◆ **Exercise brief**
Repeat the material verbatim. Images are excluded from the copy.

◆ **Entries shown**
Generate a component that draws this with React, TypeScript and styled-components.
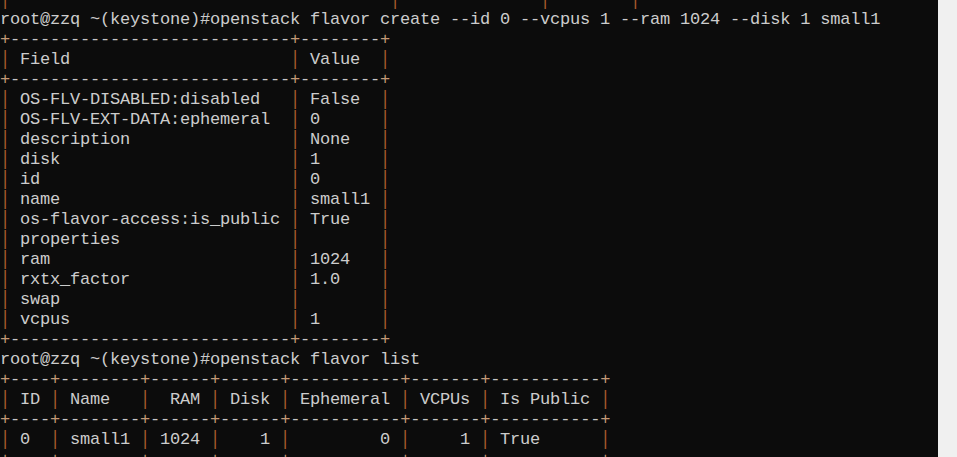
import React from "react";
import styled, { createGlobalStyle } from "styled-components";

const GlobalStyle = createGlobalStyle`
  html, body {
    margin: 0;
    padding: 0;
    background: #0c0c0c;
    overflow: hidden;
  }
`;

const Window = styled.div`
  display: flex;
  width: 957px;
  height: 457px;
  overflow: hidden;
`;

const Terminal = styled.div`
  flex: 1;
  background: #0c0c0c;
  overflow: hidden;
`;

const Screen = styled.div`
  margin-top: -10px;
  font-family: "Liberation Mono", "DejaVu Sans Mono", monospace;
  font-size: 17px;
  letter-spacing: -0.2px;
  color: #cccccc;
`;

const Line = styled.div`
  height: 20px;
  line-height: 20px;
  white-space: pre;
`;

const Bar = styled.span`
  display: inline-block;
  width: 10px;
  color: #a85a2c;
  transform: scaleY(1.2);
`;

const Rule = styled.span<{ $cross?: boolean }>`
  color: ${(p) => (p.$cross ? "#c49a78" : "#c4c4c4")};
`;

const Scrollbar = styled.div`
  width: 19px;
  flex: none;
  background: #f0f0f0;
`;

type Token = { kind: "text" | "bar" | "rule" | "cross"; value: string };

function tokenize(line: string, table: boolean): Token[] {
  const out: Token[] = [];
  for (const ch of line) {
    let kind: Token["kind"] = "text";
    if (table && ch === "|") kind = "bar";
    else if (table && ch === "+") kind = "cross";
    else if (table && ch === "-" && /^\+/.test(line)) kind = "rule";
    const last = out[out.length - 1];
    if (last && last.kind === kind && kind !== "bar") last.value += ch;
    else out.push({ kind, value: ch });
  }
  return out;
}

const TermLine: React.FC<{ text: string; table?: boolean }> = ({ text, table = false }) => (
  <Line>
    {tokenize(text, table).map((t, i) => {
      if (t.kind === "bar") return <Bar key={i}>|</Bar>;
      if (t.kind === "rule") return <Rule key={i}>{t.value}</Rule>;
      if (t.kind === "cross") return <Rule key={i} $cross>{t.value}</Rule>;
      return <React.Fragment key={i}>{t.value}</React.Fragment>;
    })}
  </Line>
);

const border = (widths: number[]) => "+" + widths.map((w) => "-".repeat(w + 2)).join("+") + "+";
const row = (cells: string[], widths: number[], right: boolean[] = []) =>
  "| " +
  cells
    .map((c, i) => (right[i] ? c.padStart(widths[i]) : c.padEnd(widths[i])))
    .join(" | ") +
  " |";

const flavorFields: [string, string][] = [
  ["OS-FLV-DISABLED:disabled", "False"],
  ["OS-FLV-EXT-DATA:ephemeral", "0"],
  ["description", "None"],
  ["disk", "1"],
  ["id", "0"],
  ["name", "small1"],
  ["os-flavor-access:is_public", "True"],
  ["properties", ""],
  ["ram", "1024"],
  ["rxtx_factor", "1.0"],
  ["swap", ""],
  ["vcpus", "1"],
];

const w0 = [36, 12, 6];
const w1 = [26, 6];
const w2 = [2, 6, 4, 4, 9, 5, 9];
const listHeader = ["ID", "Name", "RAM", "Disk", "Ephemeral", "VCPUs", "Is Public"];
const listRight = [false, false, true, true, true, true, false];
const listRows = [["0", "small1", "1024", "1", "0", "1", "True"]];

const prompt = "root@zzq ~(keystone)#";

export default function App() {
  const lines: { text: string; table: boolean }[] = [
    { text: row(["", "", ""], w0), table: true },
    { text: prompt + "openstack flavor create --id 0 --vcpus 1 --ram 1024 --disk 1 small1", table: false },
    { text: border(w1), table: true },
    { text: row(["Field", "Value"], w1), table: true },
    { text: border(w1), table: true },
    ...flavorFields.map(([f, v]) => ({ text: row([f, v], w1), table: true })),
    { text: border(w1), table: true },
    { text: prompt + "openstack flavor list", table: false },
    { text: border(w2), table: true },
    { text: row(listHeader, w2, listRight), table: true },
    { text: border(w2), table: true },
    ...listRows.map((r) => ({ text: row(r, w2, listRight), table: true })),
    { text: border(w2), table: true },
  ];
  return (
    <>
      <GlobalStyle />
      <Window>
        <Terminal>
          <Screen>
            {lines.map((l, i) => (
              <TermLine key={i} text={l.text} table={l.table} />
            ))}
          </Screen>
        </Terminal>
        <Scrollbar />
      </Window>
    </>
  );
}
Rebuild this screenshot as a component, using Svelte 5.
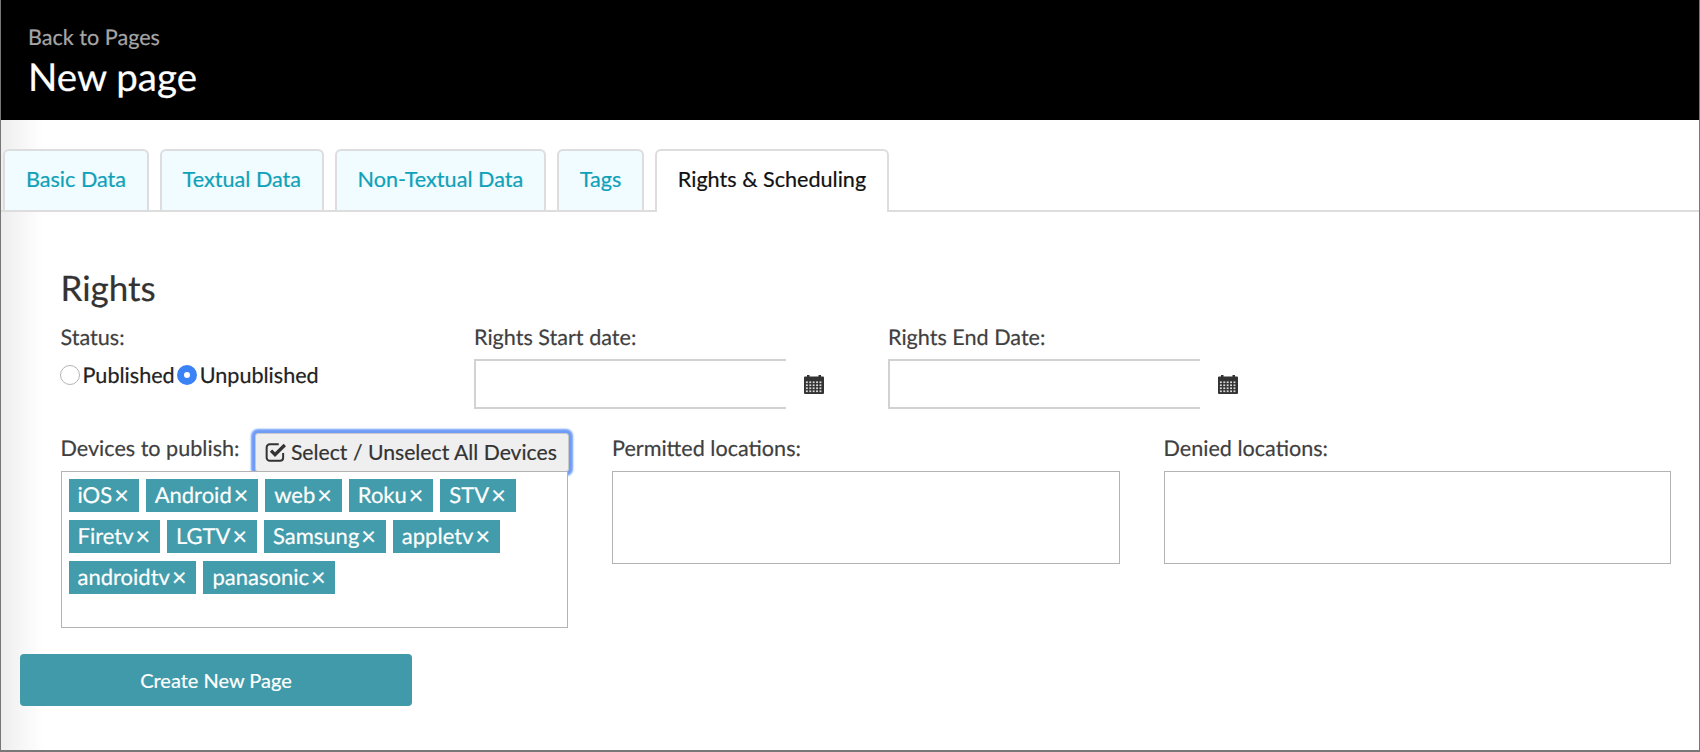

◆ **Answer to this task**
Generate a component that draws this with React, TypeScript and styled-components.
import React from "react";
import styled, { createGlobalStyle } from "styled-components";

const GlobalStyle = createGlobalStyle`
  html, body {
    margin: 0;
    padding: 0;
    background: #0c0c0c;
    overflow: hidden;
  }
`;

const Window = styled.div`
  display: flex;
  width: 957px;
  height: 457px;
  overflow: hidden;
`;

const Terminal = styled.div`
  flex: 1;
  background: #0c0c0c;
  overflow: hidden;
`;

const Screen = styled.div`
  margin-top: -10px;
  font-family: "Liberation Mono", "DejaVu Sans Mono", monospace;
  font-size: 17px;
  letter-spacing: -0.2px;
  color: #cccccc;
`;

const Line = styled.div`
  height: 20px;
  line-height: 20px;
  white-space: pre;
`;

const Bar = styled.span`
  display: inline-block;
  width: 10px;
  color: #a85a2c;
  transform: scaleY(1.2);
`;

const Rule = styled.span<{ $cross?: boolean }>`
  color: ${(p) => (p.$cross ? "#c49a78" : "#c4c4c4")};
`;

const Scrollbar = styled.div`
  width: 19px;
  flex: none;
  background: #f0f0f0;
`;

type Token = { kind: "text" | "bar" | "rule" | "cross"; value: string };

function tokenize(line: string, table: boolean): Token[] {
  const out: Token[] = [];
  for (const ch of line) {
    let kind: Token["kind"] = "text";
    if (table && ch === "|") kind = "bar";
    else if (table && ch === "+") kind = "cross";
    else if (table && ch === "-" && /^\+/.test(line)) kind = "rule";
    const last = out[out.length - 1];
    if (last && last.kind === kind && kind !== "bar") last.value += ch;
    else out.push({ kind, value: ch });
  }
  return out;
}

const TermLine: React.FC<{ text: string; table?: boolean }> = ({ text, table = false }) => (
  <Line>
    {tokenize(text, table).map((t, i) => {
      if (t.kind === "bar") return <Bar key={i}>|</Bar>;
      if (t.kind === "rule") return <Rule key={i}>{t.value}</Rule>;
      if (t.kind === "cross") return <Rule key={i} $cross>{t.value}</Rule>;
      return <React.Fragment key={i}>{t.value}</React.Fragment>;
    })}
  </Line>
);

const border = (widths: number[]) => "+" + widths.map((w) => "-".repeat(w + 2)).join("+") + "+";
const row = (cells: string[], widths: number[], right: boolean[] = []) =>
  "| " +
  cells
    .map((c, i) => (right[i] ? c.padStart(widths[i]) : c.padEnd(widths[i])))
    .join(" | ") +
  " |";

const flavorFields: [string, string][] = [
  ["OS-FLV-DISABLED:disabled", "False"],
  ["OS-FLV-EXT-DATA:ephemeral", "0"],
  ["description", "None"],
  ["disk", "1"],
  ["id", "0"],
  ["name", "small1"],
  ["os-flavor-access:is_public", "True"],
  ["properties", ""],
  ["ram", "1024"],
  ["rxtx_factor", "1.0"],
  ["swap", ""],
  ["vcpus", "1"],
];

const w0 = [36, 12, 6];
const w1 = [26, 6];
const w2 = [2, 6, 4, 4, 9, 5, 9];
const listHeader = ["ID", "Name", "RAM", "Disk", "Ephemeral", "VCPUs", "Is Public"];
const listRight = [false, false, true, true, true, true, false];
const listRows = [["0", "small1", "1024", "1", "0", "1", "True"]];

const prompt = "root@zzq ~(keystone)#";

export default function App() {
  const lines: { text: string; table: boolean }[] = [
    { text: row(["", "", ""], w0), table: true },
    { text: prompt + "openstack flavor create --id 0 --vcpus 1 --ram 1024 --disk 1 small1", table: false },
    { text: border(w1), table: true },
    { text: row(["Field", "Value"], w1), table: true },
    { text: border(w1), table: true },
    ...flavorFields.map(([f, v]) => ({ text: row([f, v], w1), table: true })),
    { text: border(w1), table: true },
    { text: prompt + "openstack flavor list", table: false },
    { text: border(w2), table: true },
    { text: row(listHeader, w2, listRight), table: true },
    { text: border(w2), table: true },
    ...listRows.map((r) => ({ text: row(r, w2, listRight), table: true })),
    { text: border(w2), table: true },
  ];
  return (
    <>
      <GlobalStyle />
      <Window>
        <Terminal>
          <Screen>
            {lines.map((l, i) => (
              <TermLine key={i} text={l.text} table={l.table} />
            ))}
          </Screen>
        </Terminal>
        <Scrollbar />
      </Window>
    </>
  );
}
Rebuild this screenshot as a component, using Svelte 5.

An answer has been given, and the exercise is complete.